One of Fierstein's many works on the theme of respect for all was the 1999 television movie The Sissy Duckling (directed by Anthony Bell). The project, for which Fierstein wrote the script and voiced the title character (Melissa Etheridge voiced his mother), won a Humanitas Prize in 2000. His adaptation of the story as a children's book (2002) was warmly received and sold extremely well.

Another of Fierstein's television projects was the movie Common Ground (directed by Donna Deitch, 2000), made for the Showtime cable network. Fierstein, Paula Vogel, and Terrence McNally each wrote a piece for the trilogy. The film, set in a fictional small town in Connecticut, looks at the lives of gay men and lesbians in the 1950s, the 1970s, and at the turn of the twenty-first century. Fierstein's contribution, "Andy & Amos," in which he also acted, concerns the issue of gay marriage.

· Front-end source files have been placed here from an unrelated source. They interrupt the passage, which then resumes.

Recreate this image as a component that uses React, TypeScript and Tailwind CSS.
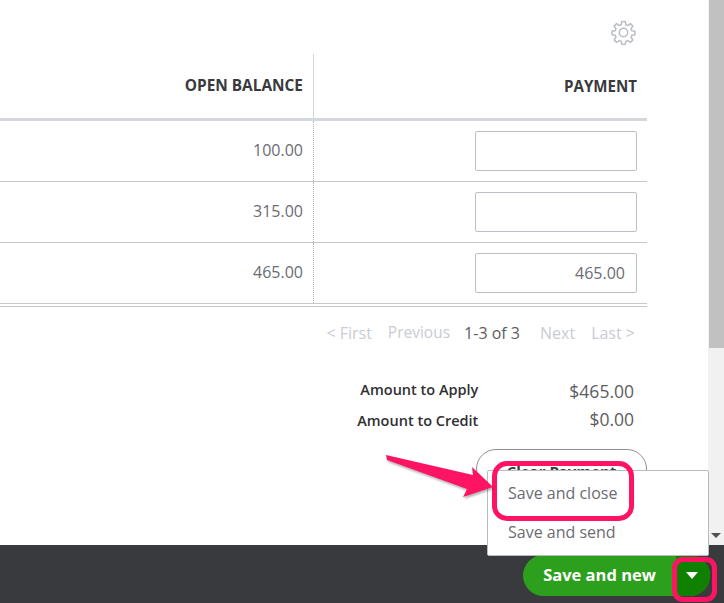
const rows = [
  { balance: "100.00", payment: "" },
  { balance: "315.00", payment: "" },
  { balance: "465.00", payment: "465.00" },
];

function Gear() {
  // 8-lobed outline cog, same as the app's settings button
  return (
    <svg className="mt-[20px] mr-[11px] h-[25px] w-[25px] text-[#babec5]" viewBox="0 0 24 24" fill="none" stroke="currentColor" strokeWidth="1.5" strokeLinejoin="round">
      <path d="M10.3 1.5h3.4l.5 3 1.9.8 2.5-1.8 2.4 2.4-1.8 2.5.8 1.9 3 .5v3.4l-3 .5-.8 1.9 1.8 2.5-2.4 2.4-2.5-1.8-1.9.8-.5 3h-3.4l-.5-3-1.9-.8-2.5 1.8-2.4-2.4 1.8-2.5-.8-1.9-3-.5v-3.4l3-.5.8-1.9-1.8-2.5 2.4-2.4 2.5 1.8 1.9-.8z" />
      <circle cx="12" cy="12" r="4" />
    </svg>
  );
}

export default function App() {
  return (
    <div className="relative flex h-[603px] w-[724px] flex-col overflow-hidden bg-white font-['Open_Sans',sans-serif] text-[#393a3d]">
      <div className="flex h-[545px]">
        <div className="w-[708px] pr-[61px]">
          {/* settings */}
          <div className="flex h-[54px] justify-end">
            <Gear />
          </div>

          {/* table */}
          <div className="flex h-[64px] font-bold">
            <div className="flex w-[314px] items-center justify-end border-r border-[#d4d7dc] pr-[10px] text-[15.4px]">OPEN BALANCE</div>
            <div className="flex flex-1 items-center justify-end pr-[10px] text-[15.1px]">PAYMENT</div>
          </div>
          <div className="h-[3px] bg-[#d4d7dc]" />
          {rows.map((row) => (
            <div key={row.balance} className="flex h-[61px] border-b border-[#c4c7cc] text-base text-[#6b6c72]">
              <div className="flex w-[314px] items-center justify-end border-r border-dotted border-[#b0b3b8] pb-[2px] pr-[10px]">{row.balance}</div>
              <div className="flex flex-1 items-center justify-end pr-[10px]">
                <div className="flex h-10 w-[162px] items-center justify-end rounded-[2px] border border-[#babec5] pr-[11px]">{row.payment}</div>
              </div>
            </div>
          ))}
          <div className="mt-[2px] h-px bg-[#c4c7cc]" />

          {/* pager */}
          <div className="mt-[16px] flex h-5 items-center justify-end pr-3 text-base text-[#c9ccd1]">
            <span>&lt; First</span>
            <span className="ml-[16px] text-[15.5px]">Previous</span>
            <span className="ml-[14px] text-[#5c5d62]">1-3 of 3</span>
            <span className="ml-[20px]">Next</span>
            <span className="ml-[16px]">Last &gt;</span>
          </div>

          {/* totals */}
          <div className="mt-[37px] flex justify-end pr-[13px] text-[14.5px]">
            <div className="flex flex-col items-end gap-[12px] font-semibold leading-[19px] text-[#2f3033]">
              <span>Amount to Apply</span>
              <span>Amount to Credit</span>
            </div>
            <div className="ml-[91px] flex flex-col items-end gap-[9px] pt-[2px] text-[17.5px] leading-[19px] text-[#5c5d62]">
              <span>$465.00</span>
              <span>$0.00</span>
            </div>
          </div>

          <div className="mt-[19px] flex justify-end">
            <div className="h-10 w-[171px] rounded-[20px] border border-[#8d9096] pt-[10px] text-center text-[15px] font-bold">Clear Payment</div>
          </div>
        </div>

        {/* scrollbar */}
        <div className="relative w-4 bg-[#f1f1f1] pl-px">
          <div className="h-[348px] bg-[#c1c1c1]" />
          <div className="absolute bottom-[7px] left-[3px] h-0 w-0 border-x-[5px] border-t-[5px] border-x-transparent border-t-[#505050]" />
        </div>
      </div>

      {/* footer */}
      <div className="flex h-[58px] justify-end bg-[#393a3d] pr-[14px] pt-[10px]">
        <div className="flex h-[41px] w-[187px] overflow-hidden rounded-[21px] bg-[#2ca01c]">
          <div className="flex flex-1 items-center justify-center text-[16.5px] font-bold text-white">Save and new</div>
          <div className="flex w-[34px] items-center justify-center bg-[#108000] pr-[2px]">
            <div className="h-0 w-0 border-x-[6px] border-t-[7px] border-x-transparent border-t-white" />
          </div>
        </div>
      </div>

      {/* dropdown */}
      <div className="absolute left-[487px] top-[470px] flex h-[86px] w-[222px] flex-col rounded-[2px] border border-[#b8bbc0] bg-white pl-[20px] pt-[11px] text-base leading-[22px] text-[#6b6c72]">
        <span>Save and close</span>
        <span className="mt-[17px]">Save and send</span>
      </div>

      {/* annotations */}
      <div className="absolute left-[492px] top-[461px] h-[60px] w-[142px] rounded-[15px] border-[5px] border-[#ff1464]" />
      <div className="absolute left-[672px] top-[557px] h-[45px] w-[45px] rounded-[11px] border-[5px] border-[#ff1464]" />
      <svg className="absolute left-[380px] top-[450px] drop-shadow-[1px_2px_1px_rgba(0,0,0,0.3)]" width="120" height="50" viewBox="0 0 120 50">
        <path d="M6 5 L93 25 L92 17 L113 37 L83 47 L87 39 L7 10 Z" fill="#ff1464" />
      </svg>
    </div>
  );
}
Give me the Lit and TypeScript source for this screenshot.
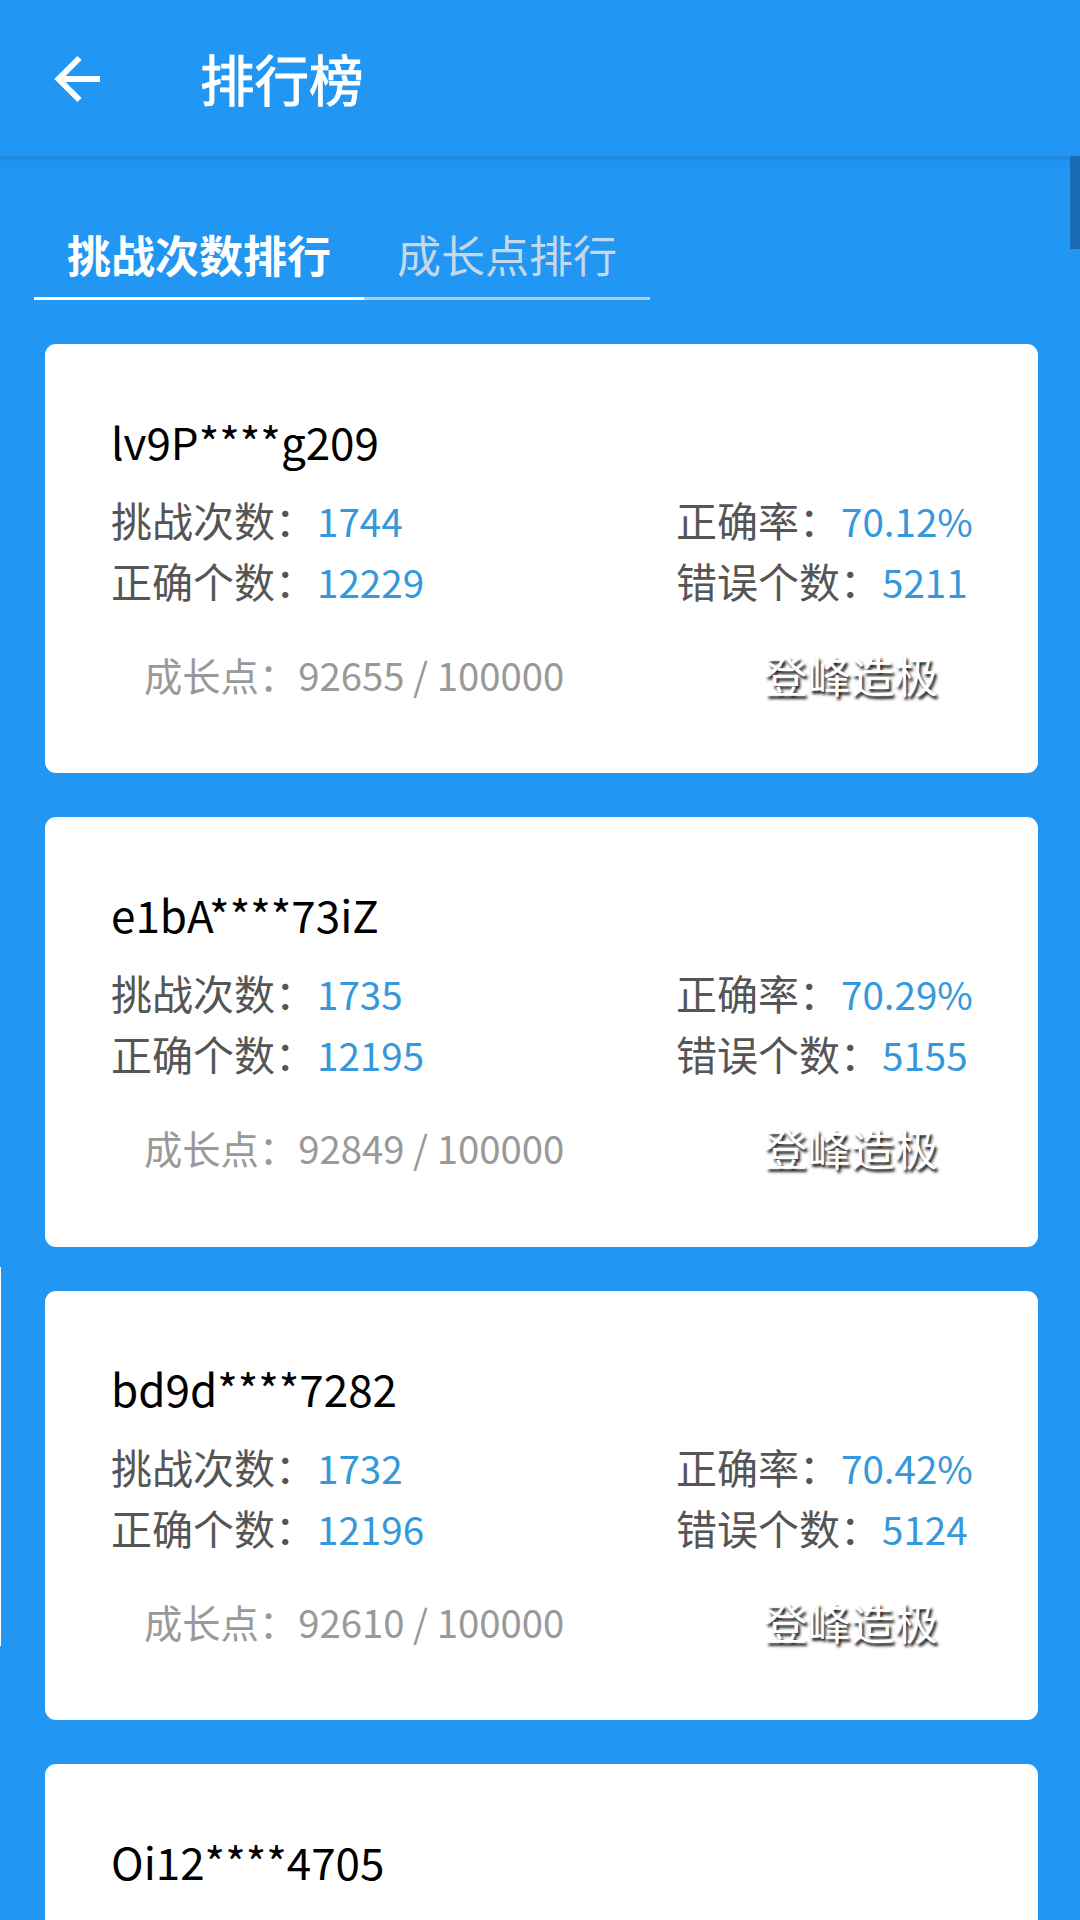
import { LitElement, html, css } from "lit";
import { customElement } from "lit/decorators.js";

interface Entry { name: string; tries: string; rate: string; right: string; wrong: string; points: string; }

const COLON = "\uFF1A";

const ENTRIES: Entry[] = [
  { name: "lv9P****g209", tries: "1744", rate: "70.12%", right: "12229", wrong: "5211", points: "92655 / 100000" },
  { name: "e1bA****73iZ", tries: "1735", rate: "70.29%", right: "12195", wrong: "5155", points: "92849 / 100000" },
  { name: "bd9d****7282", tries: "1732", rate: "70.42%", right: "12196", wrong: "5124", points: "92610 / 100000" },
  { name: "Oi12****4705", tries: "1731", rate: "70.50%", right: "12190", wrong: "5100", points: "92500 / 100000" },
];

@customElement("app-root")
export class AppRoot extends LitElement {
  static styles = css`
    :host {
      display: block;
      position: relative;
      width: 1080px;
      height: 1920px;
      overflow: hidden;
      background: #2196f3;
      font-family: "Noto Sans CJK SC", "Noto Sans", sans-serif;
    }
    .bar {
      height: 156px;
      background: #2196f3;
      box-shadow: 0 4px 0 #1f8ae0, 0 8px 6px rgba(25, 118, 210, 0.08);
      display: flex;
      align-items: center;
      padding-left: 54px;
      position: relative;
      z-index: 1;
    }
    .back { width: 48px; height: 48px; display: block; flex: none; margin-top: 2px; }
    .title {
      margin-left: 98px;
      font-size: 54.5px;
      color: #fff;
      -webkit-text-stroke: 1px #fff;
      line-height: 60px;
    }
    .tabs {
      display: flex;
      margin: 66px 0 0 34px;
      width: 616px;
      height: 78px;
    }
    .tab {
      box-sizing: border-box;
      height: 78px;
      line-height: 64px;
      font-size: 44px;
      border-bottom: 3px solid #aed0f0;
      color: #c4d8ea;
      text-align: center;
    }
    .tab.on {
      width: 330px;
      color: #fff;
      font-weight: 700;
      border-bottom-color: #fff;
    }
    .tab.off { width: 286px; }
    .list {
      display: flex;
      flex-direction: column;
      gap: 44px;
      margin: 44px 0 0 45px;
      width: 993px;
    }
    .card {
      box-sizing: border-box;
      height: 429.3px;
      flex: none;
      background: #fff;
      border-radius: 11px;
      padding: 67px 0 0 66px;
    }
    .name { font-size: 44px; line-height: 60px; color: #000; }
    .grid {
      display: grid;
      grid-template-columns: 565px 1fr;
      grid-auto-rows: 61px;
      margin-top: 18px;
      font-size: 41px;
      line-height: 61px;
      color: #555;
      white-space: nowrap;
    }
    .val { color: #3498db; font-size: 38.6px; margin-left: 1px; }
    .foot {
      display: grid;
      grid-template-columns: 565px 1fr;
      margin-top: 34px;
      line-height: 60px;
      white-space: nowrap;
      align-items: center;
    }
    .points { font-size: 38.3px; color: #999; padding-left: 33px; }
    .points span { margin-left: 1px; }
    .peak {
      font-size: 43.5px;
      color: #fff;
      margin-left: 88px;
      text-shadow: 2px 3px 3px #111;
    }
    .scroll {
      position: absolute;
      right: 0;
      top: 156px;
      width: 10px;
      height: 93px;
      background: #1a6ab4;
      z-index: 2;
    }
    .sliver {
      position: absolute;
      left: 0;
      top: 1267px;
      width: 1px;
      height: 379px;
      background: #fff;
    }
  `;

  render() {
    return html`
      <div class="bar">
        <svg class="back" viewBox="0 0 48 48" fill="none" stroke="#fff" stroke-width="6">
          <path d="M46 24H6" />
          <path d="M25.500 3L4.500 24L25.500 45" />
        </svg>
        <div class="title">排行榜</div>
      </div>
      <div class="tabs">
        <div class="tab on">挑战次数排行</div>
        <div class="tab off">成长点排行</div>
      </div>
      <div class="list">
        ${ENTRIES.map(
          (e) => html`
            <div class="card">
              <div class="name">${e.name}</div>
              <div class="grid">
                <div>挑战次数${COLON}<span class="val">${e.tries}</span></div>
                <div>正确率${COLON}<span class="val">${e.rate}</span></div>
                <div>正确个数${COLON}<span class="val">${e.right}</span></div>
                <div>错误个数${COLON}<span class="val">${e.wrong}</span></div>
              </div>
              <div class="foot">
                <div class="points">成长点${COLON}<span>${e.points}</span></div>
                <div class="peak">登峰造极</div>
              </div>
            </div>
          `
        )}
      </div>
      <div class="scroll"></div>
      <div class="sliver"></div>
    `;
  }
}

After a lengthy absence Fierstein made a triumphant return to Broadway in the run-away hit musical Hairspray (2002), an adaptation of John Waters' 1988 film. The highly regarded team of Marc Shaiman and Scott Wittman wrote the music, and Mark O'Donnell and Thomas Meehan supplied the book.

Fierstein made his Broadway musical debut in a dress, as Edna Turnblad, the role played by the legendary drag performer Divine in the Waters film. Fierstein was thrilled to get the part and declared that he would "always be grateful, because for this brief, shining moment, I am Ethel Merman, starring in a musical."